When all hope seems lost, Amon inspires the people of Khandaq to fight the skeleton army and it’s hilariously easy for them to do it. Like one punch and the bonies go down. No problem at all, barely an inconvenience. While that’s going on, the JSA find out they are not match for Sabbac. So Doctor Fate traps Sabbac in a magic force field and uses his psychic powers to inspire Teth-Adam to escape the prison he had just literally minutes before volunteered to go to. Sabbac escapes and kills Doctor Fate but then Teth-Adam shows up in a slightly different costume and defeats Sabbac in a fight that I literally can remember zero details of. Amon asks Teth-Adam if he’s going to stay and he says he will, but he just might need a new name… And that’s it! A few requisite cameos and we’re out of there.

The problems with Black Adam start with a script that had nothing to say and are made worse by a star who is fully invested in everything but trying to do something with the material.

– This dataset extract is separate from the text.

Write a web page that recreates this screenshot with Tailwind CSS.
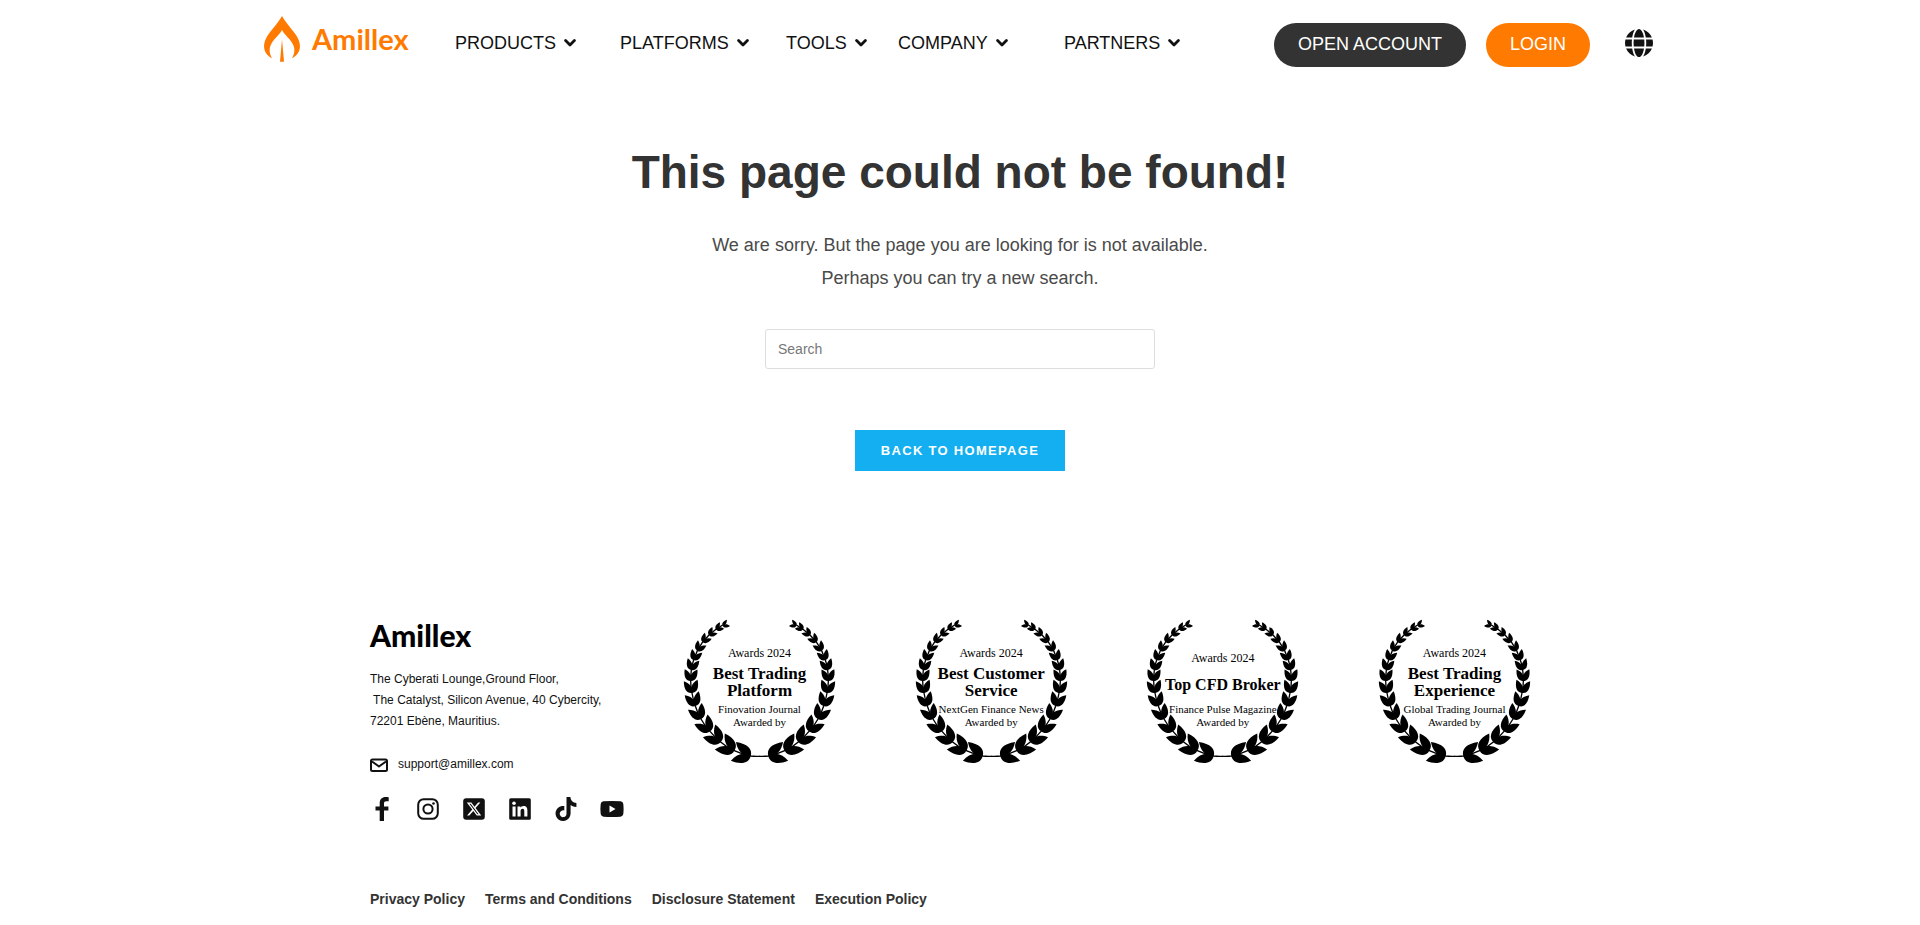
<!DOCTYPE html>
<html lang="en">
<head>
  <meta charset="UTF-8" />
  <meta name="viewport" content="width=device-width, initial-scale=1" />
  <title>Page not found - Amillex</title>
  <script src="https://cdn.jsdelivr.net/npm/@tailwindcss/browser@4"></script>
</head>
<body class="bg-white font-['Liberation_Sans',Arial,sans-serif] text-[#111]">
  <!-- Shared shapes -->
  <svg class="hidden" aria-hidden="true">
    <symbol id="chevron" viewBox="0 0 12 8">
      <path d="M1.6 1.6 6 6l4.4-4.4" fill="none" stroke="currentColor" stroke-width="2.8" stroke-linecap="round" stroke-linejoin="round" />
    </symbol>
    <g id="leaves">
      <path d="M0 0C-20-8-22-32-4-61C14-40 16-16 0 0Z" transform="rotate(-27)" />
      <path d="M0 0C20-8 22-32 4-61C-14-40-16-16 0 0Z" transform="rotate(23)" />
    </g>
    <g id="branch">
      <path d="M240 421Q225 422 212 420Q186 415 163 404Q140 394 122 378Q104 363 90 346Q74 329 63 309Q52 290 46 270Q39 250 36 231Q32 212 32 195Q32 178 34 162Q36 146 41 132L52 104L68 78L87 57L108 40L128 27" fill="none" stroke="currentColor" stroke-width="4" />
      <use href="#leaves" transform="translate(212 420) rotate(-73)" />
      <use href="#leaves" transform="translate(163 404) rotate(-56) scale(.96)" />
      <use href="#leaves" transform="translate(122 378) rotate(-44) scale(.9)" />
      <use href="#leaves" transform="translate(90 346) rotate(-35) scale(.84)" />
      <use href="#leaves" transform="translate(63 309) rotate(-24) scale(.78)" />
      <use href="#leaves" transform="translate(46 270) rotate(-14) scale(.74)" />
      <use href="#leaves" transform="translate(36 231) rotate(-4) scale(.7)" />
      <use href="#leaves" transform="translate(32 195) rotate(4) scale(.65)" />
      <use href="#leaves" transform="translate(34 162) rotate(14) scale(.6)" />
      <use href="#leaves" transform="translate(41 132) rotate(23) scale(.55)" />
      <use href="#leaves" transform="translate(52 104) rotate(34) scale(.51)" />
      <use href="#leaves" transform="translate(68 78) rotate(44) scale(.47)" />
      <use href="#leaves" transform="translate(87 57) rotate(53) scale(.43)" />
      <use href="#leaves" transform="translate(108 40) rotate(59) scale(.4)" />
      <use href="#leaves" transform="translate(128 29) rotate(66) scale(.36)" />
    </g>
    <symbol id="laurel" viewBox="12 15 453 423" class="overflow-visible">
      <use href="#branch" />
      <use href="#branch" transform="translate(477 0) scale(-1 1)" />
    </symbol>
  </svg>

  <header class="mx-auto flex h-[86px] max-w-[1400px] items-center pl-1">
    <a href="#" class="flex w-[191px] shrink-0 items-center gap-3 pb-2 text-[#ff7a00]" aria-label="Amillex">
      <svg class="h-[46px] w-9" viewBox="0 0 108 138" fill="currentColor">
        <path d="M54 0C68 24 88 44 98 60C116 90 108 114 84 127C92 112 94 98 86 84C80 70 64 60 54 42C44 60 28 70 22 84C14 98 16 112 24 127C0 114-8 90 10 60C20 44 40 24 54 0Z" />
        <path d="M54 70 60 137H48Z" />
      </svg>
      <span class="font-[Lato,sans-serif] text-[29px] leading-9 font-bold">Amillex</span>
    </a>
    <nav class="grid grid-cols-[165px_166px_112px_166px_auto] text-[18px] leading-6">
      <a href="#" class="flex items-center gap-2">PRODUCTS <svg class="h-2 w-3"><use href="#chevron" /></svg></a>
      <a href="#" class="flex items-center gap-2">PLATFORMS <svg class="h-2 w-3"><use href="#chevron" /></svg></a>
      <a href="#" class="flex items-center gap-2">TOOLS <svg class="h-2 w-3"><use href="#chevron" /></svg></a>
      <a href="#" class="flex items-center gap-2">COMPANY <svg class="h-2 w-3"><use href="#chevron" /></svg></a>
      <a href="#" class="flex items-center gap-2">PARTNERS <svg class="h-2 w-3"><use href="#chevron" /></svg></a>
    </nav>
    <div class="mr-[7px] ml-auto flex items-center text-[18px] text-white">
      <a href="#" class="mt-1 rounded-full bg-[#333] px-6 pt-[9px] pb-[11px] leading-6">OPEN ACCOUNT</a>
      <a href="#" class="mt-1 ml-5 rounded-full bg-[#ff7a00] px-6 pt-[9px] pb-[11px] leading-6">LOGIN</a>
      <button type="button" class="ml-[35px] text-[#111]" aria-label="Language">
        <svg class="h-7 w-7" viewBox="0 8 496 496" fill="currentColor"><path d="M336.500 160C322 70.700 287.800 8 248 8s-74 62.700-88.500 152h177zM152 256c0 22.200 1.200 43.500 3.300 64h185.300c2.100-20.500 3.300-41.800 3.300-64s-1.200-43.500-3.300-64H155.300c-2.100 20.500-3.300 41.800-3.300 64zm324.700-96c-28.600-67.900-86.500-120.400-158-141.600 24.400 33.800 41.200 84.700 50 141.600h108zM177.200 18.400C105.800 39.600 47.800 92.100 19.300 160h108c8.700-56.900 25.500-107.800 49.900-141.600zM487.400 192H372.700c2.100 21 3.300 42.500 3.300 64s-1.200 43-3.300 64h114.600c5.500-20.500 8.600-41.800 8.600-64s-3.100-43.500-8.500-64zM120 256c0-21.500 1.200-43 3.300-64H8.600C3.200 212.500 0 233.800 0 256s3.200 43.500 8.600 64h114.600c-2-21-3.200-42.500-3.200-64zm39.500 96c14.500 89.300 48.700 152 88.500 152s74-62.700 88.500-152h-177zm159.300 141.600c71.400-21.200 129.400-73.700 158-141.600h-108c-8.800 56.900-25.600 107.800-50 141.600zM19.300 352c28.600 67.900 86.500 120.400 158 141.600-24.400-33.800-41.200-84.700-50-141.600h-108z" /></svg>
      </button>
    </div>
  </header>

  <main class="flex flex-col items-center px-4 pt-[58px] text-center">
    <h1 class="text-[46px] leading-[56px] font-bold text-[#333]">This page could not be found!</h1>
    <p class="mt-[29px] text-[18px] leading-[33px] text-[#4a4a4a]">We are sorry. But the page you are looking for is not available.<br />Perhaps you can try a new search.</p>
    <form class="mt-[34px] w-full max-w-[390px]" role="search">
      <input type="search" aria-label="Search" placeholder="Search" class="block h-10 w-full rounded-[3px] border border-[#ddd] px-3 text-[14px] text-[#333] placeholder:text-[#777]" />
    </form>
    <a href="#" class="mt-[61px] bg-[#13aff0] px-[26px] py-[10px] text-[13px] leading-[21px] font-bold tracking-widest text-white">BACK TO HOMEPAGE</a>
  </main>

  <footer class="mx-auto mt-[150px] max-w-[1180px]">
    <div class="flex items-start pr-5">
      <div class="w-[314px] shrink-0">
        <div class="font-[Lato,sans-serif] text-[30px] leading-7 font-black text-black">Amillex</div>
        <address class="mt-5 text-[12px] leading-[21px] whitespace-pre not-italic">The Cyberati Lounge,Ground Floor,
 The Catalyst, Silicon Avenue, 40 Cybercity,
72201 Ebène, Mauritius.</address>
        <a href="mailto:support@amillex.com" class="mt-[22px] flex items-center gap-[10px] text-[12px] leading-[21px]">
          <svg class="h-[14px] w-[18px]" viewBox="0 0 18 14" fill="none" stroke="currentColor" stroke-width="2" stroke-linejoin="round">
            <rect x="1" y="1.500" width="16" height="11.500" rx="1.500" />
            <path d="M2 3.500 9 8.500 16 3.500" />
          </svg>
          support@amillex.com
        </a>
        <div class="mt-[22px] flex gap-[22px]">
          <a href="#" aria-label="Facebook">
            <svg class="h-6 w-6" viewBox="0 0 24 24" fill="currentColor"><path d="M9.700 24V13.500H5.500V9.500h4.200V6.500C9.700 2.300 11.800 0 15.800 0c1 0 2 .1 2.900.2v4h-2.200c-1.900 0-2.500.9-2.500 2.300v3h4.400v4H14V24Z" /></svg>
          </a>
          <a href="#" aria-label="Instagram">
            <svg class="h-6 w-6" viewBox="0 0 24 24" fill="none" stroke="currentColor" stroke-width="2"><rect x="2.200" y="2.200" width="19.600" height="19.600" rx="5.500" /><circle cx="12" cy="12" r="4.600" /><circle cx="17.500" cy="6.500" r="1.300" fill="currentColor" stroke="none" /></svg>
          </a>
          <a href="#" aria-label="X">
            <svg class="h-6 w-6" viewBox="0 0 24 24" fill="currentColor"><rect x="1.200" y="1.200" width="21.600" height="21.600" rx="3" /><path fill="#fff" transform="translate(4.800 4.800) scale(.6)" d="M18.901 1.153h3.680l-8.040 9.190L24 22.846h-7.406l-5.800-7.584-6.638 7.584H.474l8.600-9.830L0 1.154h7.594l5.243 6.932ZM17.610 20.644h2.039L6.486 3.240H4.298Z" /></svg>
          </a>
          <a href="#" aria-label="LinkedIn">
            <svg class="h-6 w-6" viewBox="0 0 24 24" fill="currentColor"><rect x="1.200" y="1.200" width="21.600" height="21.600" rx="1.500" /><g fill="#fff"><circle cx="6" cy="6.200" r="1.800" /><path d="M4.500 9.400h3.100v10H4.500zM9.500 9.400h2.900v1.400c.5-.9 1.500-1.700 3.100-1.700 3 0 3.900 1.900 3.900 4.700v5.600h-3.100v-5c0-1.300-.2-2.700-1.700-2.700s-2 1.200-2 2.600v5.100H9.500z" /></g></svg>
          </a>
          <a href="#" aria-label="TikTok">
            <svg class="h-6 w-6" viewBox="0 0 24 24" fill="currentColor"><path d="M12.525.02c1.310-.02 2.610-.01 3.910-.02.08 1.530.63 3.090 1.750 4.170 1.120 1.110 2.700 1.620 4.240 1.790v4.030c-1.440-.05-2.890-.35-4.200-.97-.57-.26-1.100-.59-1.620-.93-.01 2.920.01 5.840-.02 8.750-.08 1.400-.54 2.790-1.350 3.940-1.310 1.920-3.580 3.170-5.910 3.210-1.430.08-2.860-.31-4.080-1.030-2.020-1.190-3.440-3.370-3.650-5.710-.02-.5-.03-1-.01-1.490.18-1.900 1.120-3.720 2.580-4.960 1.660-1.440 3.980-2.130 6.150-1.720.02 1.480-.04 2.960-.04 4.440-.99-.32-2.150-.23-3.020.37-.63.41-1.110 1.040-1.360 1.750-.21.51-.15 1.070-.14 1.610.24 1.640 1.820 3.020 3.500 2.870 1.120-.01 2.190-.66 2.770-1.610.19-.33.4-.67.41-1.060.1-1.790.06-3.570.07-5.360.01-4.030-.01-8.050.02-12.070z" /></svg>
          </a>
          <a href="#" aria-label="YouTube">
            <svg class="h-6 w-6" viewBox="0 0 24 24" fill="currentColor"><path d="M3.500 4.300Q12 3.600 20.500 4.300 23 4.600 23.300 7 23.900 12 23.300 17 23 19.400 20.500 19.700 12 20.400 3.500 19.700 1 19.400.7 17 .1 12 .7 7 1 4.600 3.500 4.300Z" /><path fill="#fff" d="M9.500 8.500v7l6-3.500z" /></svg>
          </a>
        </div>
      </div>

      <div class="flex flex-1 justify-between text-center font-['Liberation_Serif',serif] text-black">
        <div class="relative flex h-[141px] w-[151px] flex-col items-center pt-6 whitespace-nowrap">
          <svg class="absolute inset-0 h-full w-full overflow-visible"><use href="#laurel" /></svg>
          <p class="text-[12px] leading-4">Awards 2024</p>
          <h2 class="mt-1 text-[17px] leading-[17px] font-bold">Best Trading<br />Platform</h2>
          <p class="mt-1 text-[11px] leading-[13px]">Finovation Journal<br />Awarded by</p>
        </div>
        <div class="relative flex h-[141px] w-[151px] flex-col items-center pt-6 whitespace-nowrap">
          <svg class="absolute inset-0 h-full w-full overflow-visible"><use href="#laurel" /></svg>
          <p class="text-[12px] leading-4">Awards 2024</p>
          <h2 class="mt-1 text-[17px] leading-[17px] font-bold">Best Customer<br />Service</h2>
          <p class="mt-1 text-[11px] leading-[13px]">NextGen Finance News<br />Awarded by</p>
        </div>
        <div class="relative flex h-[141px] w-[151px] flex-col items-center pt-[29px] whitespace-nowrap">
          <svg class="absolute inset-0 h-full w-full overflow-visible"><use href="#laurel" /></svg>
          <p class="text-[12px] leading-4">Awards 2024</p>
          <h2 class="mt-[10px] text-[16px] leading-[17px] font-bold">Top CFD Broker</h2>
          <p class="mt-[10px] text-[11px] leading-[13px]">Finance Pulse Magazine<br />Awarded by</p>
        </div>
        <div class="relative flex h-[141px] w-[151px] flex-col items-center pt-6 whitespace-nowrap">
          <svg class="absolute inset-0 h-full w-full overflow-visible"><use href="#laurel" /></svg>
          <p class="text-[12px] leading-4">Awards 2024</p>
          <h2 class="mt-1 text-[17px] leading-[17px] font-bold">Best Trading<br />Experience</h2>
          <p class="mt-1 text-[11px] leading-[13px]">Global Trading Journal<br />Awarded by</p>
        </div>
      </div>
    </div>

    <nav class="mt-[68px] flex gap-5 pb-3 text-[14px] leading-5 font-bold text-[#333]">
      <a href="#">Privacy Policy</a>
      <a href="#">Terms and Conditions</a>
      <a href="#">Disclosure Statement</a>
      <a href="#">Execution Policy</a>
    </nav>
  </footer>
</body>
</html>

It’s full of meaningless action, embarrassing jokes (ask me about The Good, The Bad, and The Ugly homage sometime), and groan-inducing needle drops (you probably don’t even need me to tell you that “Bullet With Butterfly Wings” is used). After 16 long years, Black Adam shows how little The Rock has evolved. He finally has the ultimate wrestling hype reel and it’s a perfect distillation of exactly who Dwayne Johnson is and who he will always be: a tough guy who never loses. And can someone who never loses ever really win?